[Records from a data source]
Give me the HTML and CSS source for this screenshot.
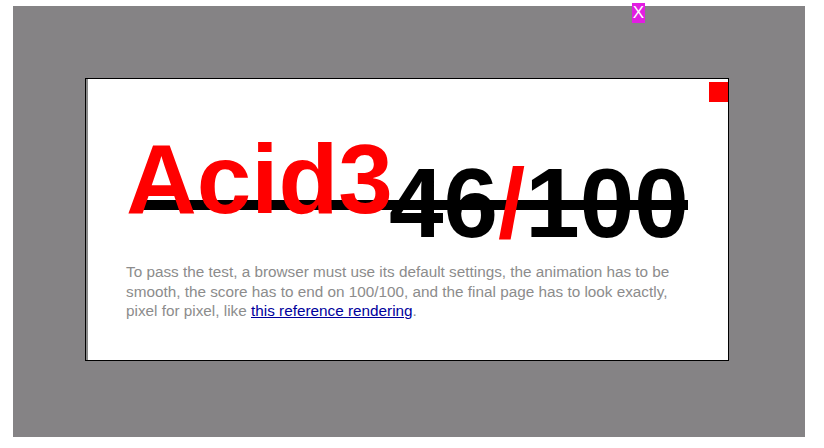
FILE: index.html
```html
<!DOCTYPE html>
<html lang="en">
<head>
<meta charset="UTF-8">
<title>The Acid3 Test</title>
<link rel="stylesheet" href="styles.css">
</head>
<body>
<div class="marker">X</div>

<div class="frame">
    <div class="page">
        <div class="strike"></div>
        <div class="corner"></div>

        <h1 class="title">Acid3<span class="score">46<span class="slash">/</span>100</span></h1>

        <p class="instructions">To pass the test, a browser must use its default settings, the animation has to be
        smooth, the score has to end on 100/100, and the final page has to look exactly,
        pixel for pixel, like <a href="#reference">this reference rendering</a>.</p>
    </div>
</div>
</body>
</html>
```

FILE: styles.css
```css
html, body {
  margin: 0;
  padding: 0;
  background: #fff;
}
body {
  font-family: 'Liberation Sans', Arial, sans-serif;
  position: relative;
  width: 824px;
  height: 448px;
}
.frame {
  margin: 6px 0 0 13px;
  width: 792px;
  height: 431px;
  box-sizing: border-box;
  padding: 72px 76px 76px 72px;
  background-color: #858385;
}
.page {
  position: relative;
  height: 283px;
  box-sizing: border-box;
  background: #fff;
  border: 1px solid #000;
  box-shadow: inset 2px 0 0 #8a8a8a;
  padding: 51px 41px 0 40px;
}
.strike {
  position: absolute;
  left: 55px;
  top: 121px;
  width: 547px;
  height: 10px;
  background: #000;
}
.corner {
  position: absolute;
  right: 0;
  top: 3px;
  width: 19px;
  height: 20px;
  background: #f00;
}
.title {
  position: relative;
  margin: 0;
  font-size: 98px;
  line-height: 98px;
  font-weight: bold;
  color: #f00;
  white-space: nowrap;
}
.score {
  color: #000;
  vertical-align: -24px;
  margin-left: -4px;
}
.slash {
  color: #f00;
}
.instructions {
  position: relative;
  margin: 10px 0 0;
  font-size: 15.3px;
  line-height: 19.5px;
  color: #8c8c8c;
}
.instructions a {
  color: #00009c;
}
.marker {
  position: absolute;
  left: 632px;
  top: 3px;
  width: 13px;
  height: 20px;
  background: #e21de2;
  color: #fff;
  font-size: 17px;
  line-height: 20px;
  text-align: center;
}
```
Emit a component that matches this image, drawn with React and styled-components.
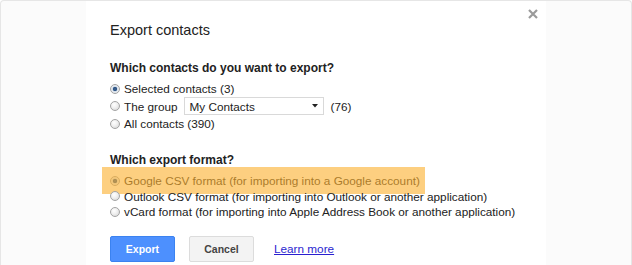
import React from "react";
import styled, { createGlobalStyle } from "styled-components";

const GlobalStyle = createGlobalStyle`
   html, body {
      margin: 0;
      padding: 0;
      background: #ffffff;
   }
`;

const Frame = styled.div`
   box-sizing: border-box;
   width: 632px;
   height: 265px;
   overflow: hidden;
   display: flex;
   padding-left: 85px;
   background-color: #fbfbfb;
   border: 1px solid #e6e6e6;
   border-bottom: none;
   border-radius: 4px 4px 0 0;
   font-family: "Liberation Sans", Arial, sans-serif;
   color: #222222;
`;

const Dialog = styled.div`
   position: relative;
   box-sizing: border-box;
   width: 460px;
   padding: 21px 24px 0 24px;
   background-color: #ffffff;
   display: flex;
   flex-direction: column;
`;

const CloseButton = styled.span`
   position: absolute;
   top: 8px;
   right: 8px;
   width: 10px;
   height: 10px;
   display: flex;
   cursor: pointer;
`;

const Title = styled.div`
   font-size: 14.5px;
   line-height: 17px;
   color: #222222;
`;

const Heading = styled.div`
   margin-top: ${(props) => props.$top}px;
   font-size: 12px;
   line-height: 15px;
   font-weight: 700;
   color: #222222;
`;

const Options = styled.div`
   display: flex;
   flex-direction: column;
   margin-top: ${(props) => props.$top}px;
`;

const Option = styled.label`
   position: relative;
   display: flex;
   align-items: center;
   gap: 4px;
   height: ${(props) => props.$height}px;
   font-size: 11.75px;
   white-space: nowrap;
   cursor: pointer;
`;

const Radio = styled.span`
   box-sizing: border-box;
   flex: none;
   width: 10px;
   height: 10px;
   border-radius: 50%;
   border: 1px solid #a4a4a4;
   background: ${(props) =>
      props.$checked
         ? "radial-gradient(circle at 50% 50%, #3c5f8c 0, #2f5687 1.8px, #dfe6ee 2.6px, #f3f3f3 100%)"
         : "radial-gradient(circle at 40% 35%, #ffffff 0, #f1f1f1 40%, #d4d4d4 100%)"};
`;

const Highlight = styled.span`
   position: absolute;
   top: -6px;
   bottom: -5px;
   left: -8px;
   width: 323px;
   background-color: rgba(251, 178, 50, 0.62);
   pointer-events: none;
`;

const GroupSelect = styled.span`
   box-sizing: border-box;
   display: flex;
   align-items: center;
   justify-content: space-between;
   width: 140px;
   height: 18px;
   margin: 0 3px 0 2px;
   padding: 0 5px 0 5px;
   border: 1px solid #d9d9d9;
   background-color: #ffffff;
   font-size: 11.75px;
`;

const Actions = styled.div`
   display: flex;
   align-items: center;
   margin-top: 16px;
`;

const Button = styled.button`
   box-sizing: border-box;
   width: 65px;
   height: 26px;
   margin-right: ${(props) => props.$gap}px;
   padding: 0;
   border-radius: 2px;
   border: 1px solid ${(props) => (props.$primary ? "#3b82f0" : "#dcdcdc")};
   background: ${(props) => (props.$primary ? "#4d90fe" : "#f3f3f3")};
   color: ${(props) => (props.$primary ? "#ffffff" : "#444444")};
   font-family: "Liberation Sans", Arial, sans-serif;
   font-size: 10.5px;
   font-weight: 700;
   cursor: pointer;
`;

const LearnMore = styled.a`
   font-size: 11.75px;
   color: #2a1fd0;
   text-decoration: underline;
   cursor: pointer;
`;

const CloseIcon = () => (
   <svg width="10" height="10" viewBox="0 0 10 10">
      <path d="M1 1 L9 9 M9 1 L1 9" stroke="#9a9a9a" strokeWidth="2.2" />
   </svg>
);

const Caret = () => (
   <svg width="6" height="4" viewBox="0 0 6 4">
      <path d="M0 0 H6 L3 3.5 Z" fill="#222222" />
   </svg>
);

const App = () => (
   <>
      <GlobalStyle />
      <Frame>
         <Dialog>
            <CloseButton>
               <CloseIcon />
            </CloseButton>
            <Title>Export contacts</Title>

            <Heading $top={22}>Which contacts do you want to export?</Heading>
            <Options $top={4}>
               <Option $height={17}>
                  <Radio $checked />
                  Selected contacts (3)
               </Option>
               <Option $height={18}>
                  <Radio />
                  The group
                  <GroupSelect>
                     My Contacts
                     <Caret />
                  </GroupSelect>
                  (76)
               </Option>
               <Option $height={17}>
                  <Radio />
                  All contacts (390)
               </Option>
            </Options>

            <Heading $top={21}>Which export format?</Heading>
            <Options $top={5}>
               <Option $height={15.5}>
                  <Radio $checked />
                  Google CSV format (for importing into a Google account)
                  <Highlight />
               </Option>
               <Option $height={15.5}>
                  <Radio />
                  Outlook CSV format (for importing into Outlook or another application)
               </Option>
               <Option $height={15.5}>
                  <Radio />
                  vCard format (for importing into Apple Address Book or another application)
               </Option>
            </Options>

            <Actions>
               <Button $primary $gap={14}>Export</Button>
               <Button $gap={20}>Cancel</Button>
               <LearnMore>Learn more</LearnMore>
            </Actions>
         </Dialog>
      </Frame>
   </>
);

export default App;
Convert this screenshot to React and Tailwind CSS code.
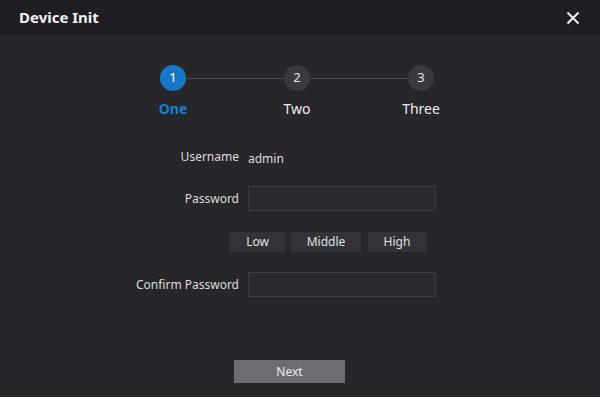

EXERCISE BRIEF.
In the records above, find each line with the word "this" and copy it.

REPLY.
Give me the HTML and CSS source for this screenshot.
        pixel for pixel, like <a href="#reference">this reference rendering</a>.</p>
Emit a component that matches this image, drawn with React and styled-components.
Convert this screenshot to React and Tailwind CSS code.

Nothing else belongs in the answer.